Print out every record exactly as it appears.
-=-=-=-=-
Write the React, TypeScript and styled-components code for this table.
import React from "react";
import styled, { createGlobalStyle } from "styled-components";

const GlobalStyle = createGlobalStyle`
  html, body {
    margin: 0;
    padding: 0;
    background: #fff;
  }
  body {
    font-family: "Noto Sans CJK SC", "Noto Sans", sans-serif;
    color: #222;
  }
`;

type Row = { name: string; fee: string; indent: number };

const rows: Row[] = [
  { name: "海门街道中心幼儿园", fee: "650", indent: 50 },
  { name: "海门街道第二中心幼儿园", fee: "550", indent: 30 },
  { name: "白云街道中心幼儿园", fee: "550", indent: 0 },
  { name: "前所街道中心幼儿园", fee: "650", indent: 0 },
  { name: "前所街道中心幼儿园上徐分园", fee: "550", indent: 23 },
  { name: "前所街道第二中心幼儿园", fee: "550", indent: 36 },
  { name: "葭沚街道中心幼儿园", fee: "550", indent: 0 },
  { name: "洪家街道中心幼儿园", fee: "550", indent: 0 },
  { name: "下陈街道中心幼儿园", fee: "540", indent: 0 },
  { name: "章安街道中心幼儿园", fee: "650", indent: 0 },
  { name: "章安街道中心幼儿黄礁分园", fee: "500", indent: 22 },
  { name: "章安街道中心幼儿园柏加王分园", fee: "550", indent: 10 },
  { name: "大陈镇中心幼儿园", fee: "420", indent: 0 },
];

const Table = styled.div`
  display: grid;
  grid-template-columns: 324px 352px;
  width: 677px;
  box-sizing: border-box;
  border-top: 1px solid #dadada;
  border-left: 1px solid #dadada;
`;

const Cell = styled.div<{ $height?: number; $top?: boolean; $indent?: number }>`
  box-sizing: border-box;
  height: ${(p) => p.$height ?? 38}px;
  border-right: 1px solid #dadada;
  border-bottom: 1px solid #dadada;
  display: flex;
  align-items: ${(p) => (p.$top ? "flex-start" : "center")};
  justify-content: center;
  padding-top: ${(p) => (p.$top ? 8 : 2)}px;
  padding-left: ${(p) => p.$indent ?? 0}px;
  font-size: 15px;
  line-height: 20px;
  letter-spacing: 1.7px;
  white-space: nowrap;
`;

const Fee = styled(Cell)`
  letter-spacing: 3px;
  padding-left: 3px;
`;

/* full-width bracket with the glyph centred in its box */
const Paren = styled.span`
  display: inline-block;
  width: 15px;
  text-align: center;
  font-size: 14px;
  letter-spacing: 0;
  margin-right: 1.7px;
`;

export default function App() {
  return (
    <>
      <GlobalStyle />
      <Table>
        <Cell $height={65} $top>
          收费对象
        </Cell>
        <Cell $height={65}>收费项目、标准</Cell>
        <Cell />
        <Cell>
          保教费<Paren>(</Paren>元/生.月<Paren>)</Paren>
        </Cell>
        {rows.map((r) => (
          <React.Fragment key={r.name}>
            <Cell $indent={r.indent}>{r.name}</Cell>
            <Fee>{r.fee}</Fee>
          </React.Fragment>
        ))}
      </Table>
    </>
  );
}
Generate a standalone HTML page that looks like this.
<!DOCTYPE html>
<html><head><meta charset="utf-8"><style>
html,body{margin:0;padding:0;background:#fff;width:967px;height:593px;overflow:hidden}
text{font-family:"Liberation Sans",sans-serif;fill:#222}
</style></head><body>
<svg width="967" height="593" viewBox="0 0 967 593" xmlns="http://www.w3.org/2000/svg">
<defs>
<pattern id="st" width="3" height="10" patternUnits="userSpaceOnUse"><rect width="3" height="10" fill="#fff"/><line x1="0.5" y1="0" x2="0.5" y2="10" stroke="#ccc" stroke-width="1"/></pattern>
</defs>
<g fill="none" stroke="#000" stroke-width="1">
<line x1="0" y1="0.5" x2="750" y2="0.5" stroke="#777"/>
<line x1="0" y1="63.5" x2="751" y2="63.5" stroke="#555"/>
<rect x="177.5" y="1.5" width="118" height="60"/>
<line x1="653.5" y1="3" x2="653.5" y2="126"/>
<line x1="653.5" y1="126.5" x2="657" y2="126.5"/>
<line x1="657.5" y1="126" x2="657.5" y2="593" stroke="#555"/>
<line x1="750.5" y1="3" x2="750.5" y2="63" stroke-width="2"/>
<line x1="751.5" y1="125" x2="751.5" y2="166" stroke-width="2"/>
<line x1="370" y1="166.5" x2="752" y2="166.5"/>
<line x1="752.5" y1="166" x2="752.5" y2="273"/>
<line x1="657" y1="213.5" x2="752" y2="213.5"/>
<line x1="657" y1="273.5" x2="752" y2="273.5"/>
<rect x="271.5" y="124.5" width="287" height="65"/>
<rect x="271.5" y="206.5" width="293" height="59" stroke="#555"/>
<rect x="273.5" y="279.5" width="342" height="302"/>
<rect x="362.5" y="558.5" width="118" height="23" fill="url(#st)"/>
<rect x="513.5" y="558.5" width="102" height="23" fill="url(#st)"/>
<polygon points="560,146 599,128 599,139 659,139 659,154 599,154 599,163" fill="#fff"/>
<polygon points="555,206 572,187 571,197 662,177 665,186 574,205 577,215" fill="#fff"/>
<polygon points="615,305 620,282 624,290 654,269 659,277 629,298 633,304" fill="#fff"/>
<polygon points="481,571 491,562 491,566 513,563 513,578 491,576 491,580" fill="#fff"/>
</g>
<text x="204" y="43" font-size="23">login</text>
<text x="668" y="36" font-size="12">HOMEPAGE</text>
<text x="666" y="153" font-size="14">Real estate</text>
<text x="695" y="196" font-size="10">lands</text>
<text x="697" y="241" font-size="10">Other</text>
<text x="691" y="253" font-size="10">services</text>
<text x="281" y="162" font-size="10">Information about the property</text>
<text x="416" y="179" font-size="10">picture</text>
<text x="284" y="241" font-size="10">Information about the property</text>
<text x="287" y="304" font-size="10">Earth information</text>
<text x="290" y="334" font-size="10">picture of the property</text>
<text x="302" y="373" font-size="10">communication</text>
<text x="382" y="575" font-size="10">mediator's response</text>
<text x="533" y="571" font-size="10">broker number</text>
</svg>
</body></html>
-=-=-=-=-
[Task response]
Write the React, TypeScript and styled-components code for this table.
import React from "react";
import styled, { createGlobalStyle } from "styled-components";

const GlobalStyle = createGlobalStyle`
  html, body {
    margin: 0;
    padding: 0;
    background: #fff;
  }
  body {
    font-family: "Noto Sans CJK SC", "Noto Sans", sans-serif;
    color: #222;
  }
`;

type Row = { name: string; fee: string; indent: number };

const rows: Row[] = [
  { name: "海门街道中心幼儿园", fee: "650", indent: 50 },
  { name: "海门街道第二中心幼儿园", fee: "550", indent: 30 },
  { name: "白云街道中心幼儿园", fee: "550", indent: 0 },
  { name: "前所街道中心幼儿园", fee: "650", indent: 0 },
  { name: "前所街道中心幼儿园上徐分园", fee: "550", indent: 23 },
  { name: "前所街道第二中心幼儿园", fee: "550", indent: 36 },
  { name: "葭沚街道中心幼儿园", fee: "550", indent: 0 },
  { name: "洪家街道中心幼儿园", fee: "550", indent: 0 },
  { name: "下陈街道中心幼儿园", fee: "540", indent: 0 },
  { name: "章安街道中心幼儿园", fee: "650", indent: 0 },
  { name: "章安街道中心幼儿黄礁分园", fee: "500", indent: 22 },
  { name: "章安街道中心幼儿园柏加王分园", fee: "550", indent: 10 },
  { name: "大陈镇中心幼儿园", fee: "420", indent: 0 },
];

const Table = styled.div`
  display: grid;
  grid-template-columns: 324px 352px;
  width: 677px;
  box-sizing: border-box;
  border-top: 1px solid #dadada;
  border-left: 1px solid #dadada;
`;

const Cell = styled.div<{ $height?: number; $top?: boolean; $indent?: number }>`
  box-sizing: border-box;
  height: ${(p) => p.$height ?? 38}px;
  border-right: 1px solid #dadada;
  border-bottom: 1px solid #dadada;
  display: flex;
  align-items: ${(p) => (p.$top ? "flex-start" : "center")};
  justify-content: center;
  padding-top: ${(p) => (p.$top ? 8 : 2)}px;
  padding-left: ${(p) => p.$indent ?? 0}px;
  font-size: 15px;
  line-height: 20px;
  letter-spacing: 1.7px;
  white-space: nowrap;
`;

const Fee = styled(Cell)`
  letter-spacing: 3px;
  padding-left: 3px;
`;

/* full-width bracket with the glyph centred in its box */
const Paren = styled.span`
  display: inline-block;
  width: 15px;
  text-align: center;
  font-size: 14px;
  letter-spacing: 0;
  margin-right: 1.7px;
`;

export default function App() {
  return (
    <>
      <GlobalStyle />
      <Table>
        <Cell $height={65} $top>
          收费对象
        </Cell>
        <Cell $height={65}>收费项目、标准</Cell>
        <Cell />
        <Cell>
          保教费<Paren>(</Paren>元/生.月<Paren>)</Paren>
        </Cell>
        {rows.map((r) => (
          <React.Fragment key={r.name}>
            <Cell $indent={r.indent}>{r.name}</Cell>
            <Fee>{r.fee}</Fee>
          </React.Fragment>
        ))}
      </Table>
    </>
  );
}
Generate a standalone HTML page that looks like this.
<!DOCTYPE html>
<html><head><meta charset="utf-8"><style>
html,body{margin:0;padding:0;background:#fff;width:967px;height:593px;overflow:hidden}
text{font-family:"Liberation Sans",sans-serif;fill:#222}
</style></head><body>
<svg width="967" height="593" viewBox="0 0 967 593" xmlns="http://www.w3.org/2000/svg">
<defs>
<pattern id="st" width="3" height="10" patternUnits="userSpaceOnUse"><rect width="3" height="10" fill="#fff"/><line x1="0.5" y1="0" x2="0.5" y2="10" stroke="#ccc" stroke-width="1"/></pattern>
</defs>
<g fill="none" stroke="#000" stroke-width="1">
<line x1="0" y1="0.5" x2="750" y2="0.5" stroke="#777"/>
<line x1="0" y1="63.5" x2="751" y2="63.5" stroke="#555"/>
<rect x="177.5" y="1.5" width="118" height="60"/>
<line x1="653.5" y1="3" x2="653.5" y2="126"/>
<line x1="653.5" y1="126.5" x2="657" y2="126.5"/>
<line x1="657.5" y1="126" x2="657.5" y2="593" stroke="#555"/>
<line x1="750.5" y1="3" x2="750.5" y2="63" stroke-width="2"/>
<line x1="751.5" y1="125" x2="751.5" y2="166" stroke-width="2"/>
<line x1="370" y1="166.5" x2="752" y2="166.5"/>
<line x1="752.5" y1="166" x2="752.5" y2="273"/>
<line x1="657" y1="213.5" x2="752" y2="213.5"/>
<line x1="657" y1="273.5" x2="752" y2="273.5"/>
<rect x="271.5" y="124.5" width="287" height="65"/>
<rect x="271.5" y="206.5" width="293" height="59" stroke="#555"/>
<rect x="273.5" y="279.5" width="342" height="302"/>
<rect x="362.5" y="558.5" width="118" height="23" fill="url(#st)"/>
<rect x="513.5" y="558.5" width="102" height="23" fill="url(#st)"/>
<polygon points="560,146 599,128 599,139 659,139 659,154 599,154 599,163" fill="#fff"/>
<polygon points="555,206 572,187 571,197 662,177 665,186 574,205 577,215" fill="#fff"/>
<polygon points="615,305 620,282 624,290 654,269 659,277 629,298 633,304" fill="#fff"/>
<polygon points="481,571 491,562 491,566 513,563 513,578 491,576 491,580" fill="#fff"/>
</g>
<text x="204" y="43" font-size="23">login</text>
<text x="668" y="36" font-size="12">HOMEPAGE</text>
<text x="666" y="153" font-size="14">Real estate</text>
<text x="695" y="196" font-size="10">lands</text>
<text x="697" y="241" font-size="10">Other</text>
<text x="691" y="253" font-size="10">services</text>
<text x="281" y="162" font-size="10">Information about the property</text>
<text x="416" y="179" font-size="10">picture</text>
<text x="284" y="241" font-size="10">Information about the property</text>
<text x="287" y="304" font-size="10">Earth information</text>
<text x="290" y="334" font-size="10">picture of the property</text>
<text x="302" y="373" font-size="10">communication</text>
<text x="382" y="575" font-size="10">mediator's response</text>
<text x="533" y="571" font-size="10">broker number</text>
</svg>
</body></html>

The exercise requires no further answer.